Task to carry out
Give the data below again exactly as written, without its pictures.

Recorded data
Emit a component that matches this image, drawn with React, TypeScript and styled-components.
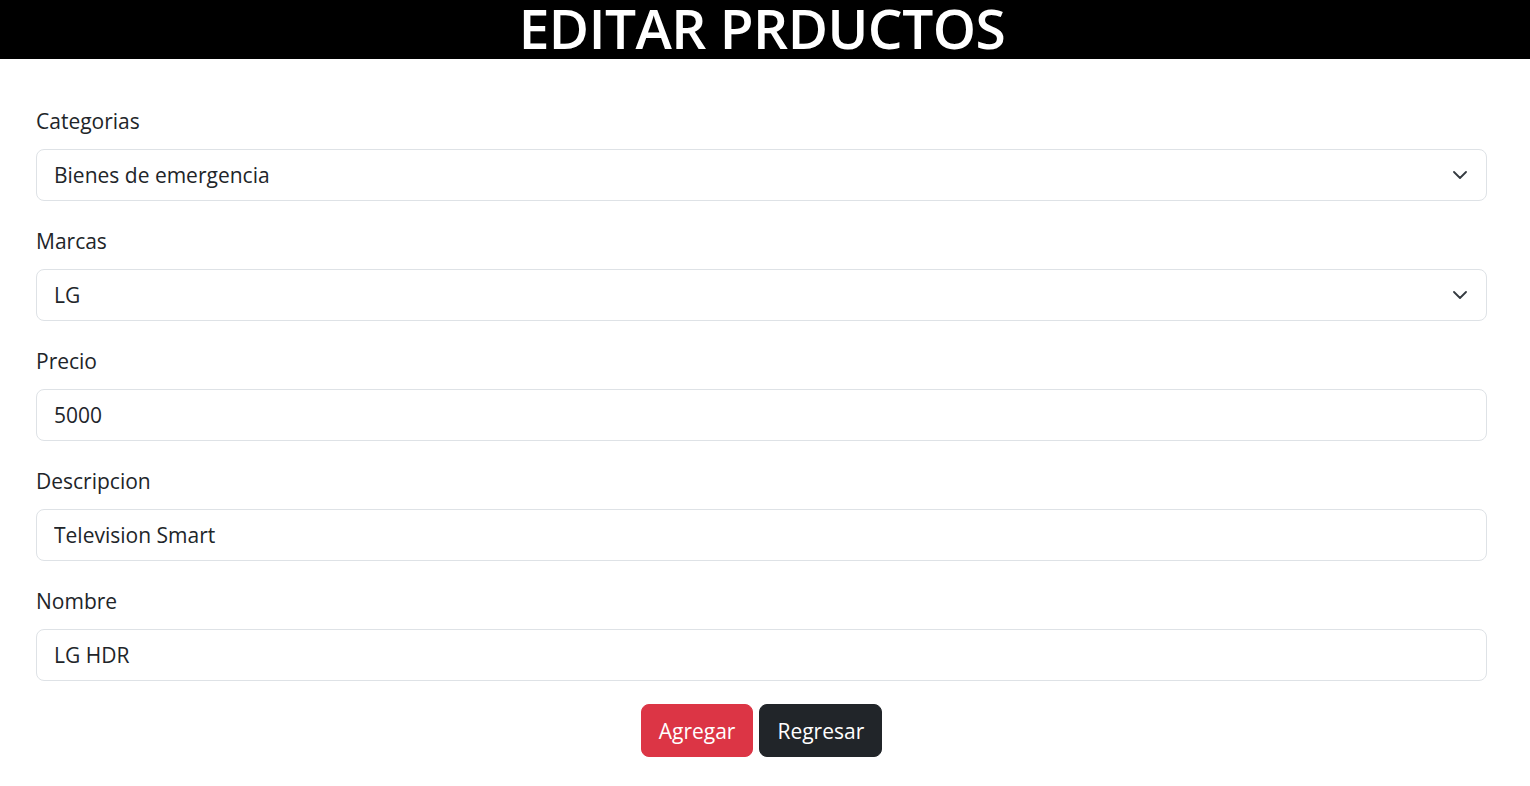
import React from "react";
import styled, { createGlobalStyle } from "styled-components";

const Global = createGlobalStyle`
  html, body { margin: 0; padding: 0; background: #fff; }
  body {
    font-family: "Open Sans", "Noto Sans", "Liberation Sans", sans-serif;
    color: #212529;
  }
  * { box-sizing: border-box; }
`;

const Header = styled.header`
  height: 59px;
  background: #000;
  display: flex;
  align-items: flex-start;
  justify-content: center;
`;

const Title = styled.h1`
  margin: 0;
  color: #fff;
  font-size: 55px;
  font-weight: 600;
  line-height: 55px;
  letter-spacing: -0.5px;
  transform: translateX(-3px);
`;

const Form = styled.form`
  margin: 0 43px 0 36px;
  padding-top: 47px;
  display: flex;
  flex-direction: column;
`;

const Group = styled.div<{ $last?: boolean }>`
  display: flex;
  flex-direction: column;
  margin-bottom: ${(p) => (p.$last ? "23px" : "25px")};
`;

const Label = styled.label`
  font-size: 21px;
  line-height: 30px;
  margin-bottom: 13px;
`;

const fieldBase = `
  width: 100%;
  height: 52px;
  border: 1px solid #dee2e6;
  border-radius: 8px;
  padding: 0 17px;
  font-family: "Open Sans", "Noto Sans", "Liberation Sans", sans-serif;
  font-size: 21px;
  color: #212529;
  background-color: #fff;
  outline: none;
`;

const Input = styled.input`
  ${fieldBase}
`;

const chevron =
  "data:image/svg+xml,%3csvg xmlns='http://www.w3.org/2000/svg' viewBox='0 0 14 8'%3e%3cpath fill='none' stroke='%23343a40' stroke-linecap='round' stroke-linejoin='round' stroke-width='1.8' d='M1 1l6 6 6-6'/%3e%3c/svg%3e";

const Select = styled.select`
  ${fieldBase}
  appearance: none;
  -webkit-appearance: none;
  background-image: url("${chevron}");
  background-repeat: no-repeat;
  background-size: 14px 8px;
  background-position: right 19px center;
`;

const Actions = styled.div`
  display: flex;
  justify-content: center;
  gap: 6px;
`;

const Button = styled.button<{ $variant: "danger" | "dark" }>`
  height: 53px;
  padding: 0 17px;
  border: 1px solid ${(p) => (p.$variant === "danger" ? "#dc3545" : "#212529")};
  background: ${(p) => (p.$variant === "danger" ? "#dc3545" : "#212529")};
  color: #fff;
  border-radius: 8px;
  font-family: "Open Sans", "Noto Sans", "Liberation Sans", sans-serif;
  font-size: 21px;
  cursor: pointer;
`;

export default function App() {
  return (
    <>
      <Global />
      <Header>
        <Title>EDITAR PRDUCTOS</Title>
      </Header>
      <Form onSubmit={(e) => e.preventDefault()}>
        <Group>
          <Label htmlFor="cat">Categorias</Label>
          <Select id="cat" defaultValue="1">
            <option value="1">Bienes de emergencia</option>
          </Select>
        </Group>
        <Group>
          <Label htmlFor="marca">Marcas</Label>
          <Select id="marca" defaultValue="1">
            <option value="1">LG</option>
          </Select>
        </Group>
        <Group>
          <Label htmlFor="precio">Precio</Label>
          <Input id="precio" defaultValue="5000" />
        </Group>
        <Group>
          <Label htmlFor="desc">Descripcion</Label>
          <Input id="desc" defaultValue="Television Smart" />
        </Group>
        <Group $last>
          <Label htmlFor="nombre">Nombre</Label>
          <Input id="nombre" defaultValue="LG HDR" />
        </Group>
        <Actions>
          <Button type="submit" $variant="danger">Agregar</Button>
          <Button type="button" $variant="dark">Regresar</Button>
        </Actions>
      </Form>
    </>
  );
}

Problem solution
Emit a component that matches this image, drawn with React, TypeScript and styled-components.
import React from "react";
import styled, { createGlobalStyle } from "styled-components";

const Global = createGlobalStyle`
  html, body { margin: 0; padding: 0; background: #fff; }
  body {
    font-family: "Open Sans", "Noto Sans", "Liberation Sans", sans-serif;
    color: #212529;
  }
  * { box-sizing: border-box; }
`;

const Header = styled.header`
  height: 59px;
  background: #000;
  display: flex;
  align-items: flex-start;
  justify-content: center;
`;

const Title = styled.h1`
  margin: 0;
  color: #fff;
  font-size: 55px;
  font-weight: 600;
  line-height: 55px;
  letter-spacing: -0.5px;
  transform: translateX(-3px);
`;

const Form = styled.form`
  margin: 0 43px 0 36px;
  padding-top: 47px;
  display: flex;
  flex-direction: column;
`;

const Group = styled.div<{ $last?: boolean }>`
  display: flex;
  flex-direction: column;
  margin-bottom: ${(p) => (p.$last ? "23px" : "25px")};
`;

const Label = styled.label`
  font-size: 21px;
  line-height: 30px;
  margin-bottom: 13px;
`;

const fieldBase = `
  width: 100%;
  height: 52px;
  border: 1px solid #dee2e6;
  border-radius: 8px;
  padding: 0 17px;
  font-family: "Open Sans", "Noto Sans", "Liberation Sans", sans-serif;
  font-size: 21px;
  color: #212529;
  background-color: #fff;
  outline: none;
`;

const Input = styled.input`
  ${fieldBase}
`;

const chevron =
  "data:image/svg+xml,%3csvg xmlns='http://www.w3.org/2000/svg' viewBox='0 0 14 8'%3e%3cpath fill='none' stroke='%23343a40' stroke-linecap='round' stroke-linejoin='round' stroke-width='1.8' d='M1 1l6 6 6-6'/%3e%3c/svg%3e";

const Select = styled.select`
  ${fieldBase}
  appearance: none;
  -webkit-appearance: none;
  background-image: url("${chevron}");
  background-repeat: no-repeat;
  background-size: 14px 8px;
  background-position: right 19px center;
`;

const Actions = styled.div`
  display: flex;
  justify-content: center;
  gap: 6px;
`;

const Button = styled.button<{ $variant: "danger" | "dark" }>`
  height: 53px;
  padding: 0 17px;
  border: 1px solid ${(p) => (p.$variant === "danger" ? "#dc3545" : "#212529")};
  background: ${(p) => (p.$variant === "danger" ? "#dc3545" : "#212529")};
  color: #fff;
  border-radius: 8px;
  font-family: "Open Sans", "Noto Sans", "Liberation Sans", sans-serif;
  font-size: 21px;
  cursor: pointer;
`;

export default function App() {
  return (
    <>
      <Global />
      <Header>
        <Title>EDITAR PRDUCTOS</Title>
      </Header>
      <Form onSubmit={(e) => e.preventDefault()}>
        <Group>
          <Label htmlFor="cat">Categorias</Label>
          <Select id="cat" defaultValue="1">
            <option value="1">Bienes de emergencia</option>
          </Select>
        </Group>
        <Group>
          <Label htmlFor="marca">Marcas</Label>
          <Select id="marca" defaultValue="1">
            <option value="1">LG</option>
          </Select>
        </Group>
        <Group>
          <Label htmlFor="precio">Precio</Label>
          <Input id="precio" defaultValue="5000" />
        </Group>
        <Group>
          <Label htmlFor="desc">Descripcion</Label>
          <Input id="desc" defaultValue="Television Smart" />
        </Group>
        <Group $last>
          <Label htmlFor="nombre">Nombre</Label>
          <Input id="nombre" defaultValue="LG HDR" />
        </Group>
        <Actions>
          <Button type="submit" $variant="danger">Agregar</Button>
          <Button type="button" $variant="dark">Regresar</Button>
        </Actions>
      </Form>
    </>
  );
}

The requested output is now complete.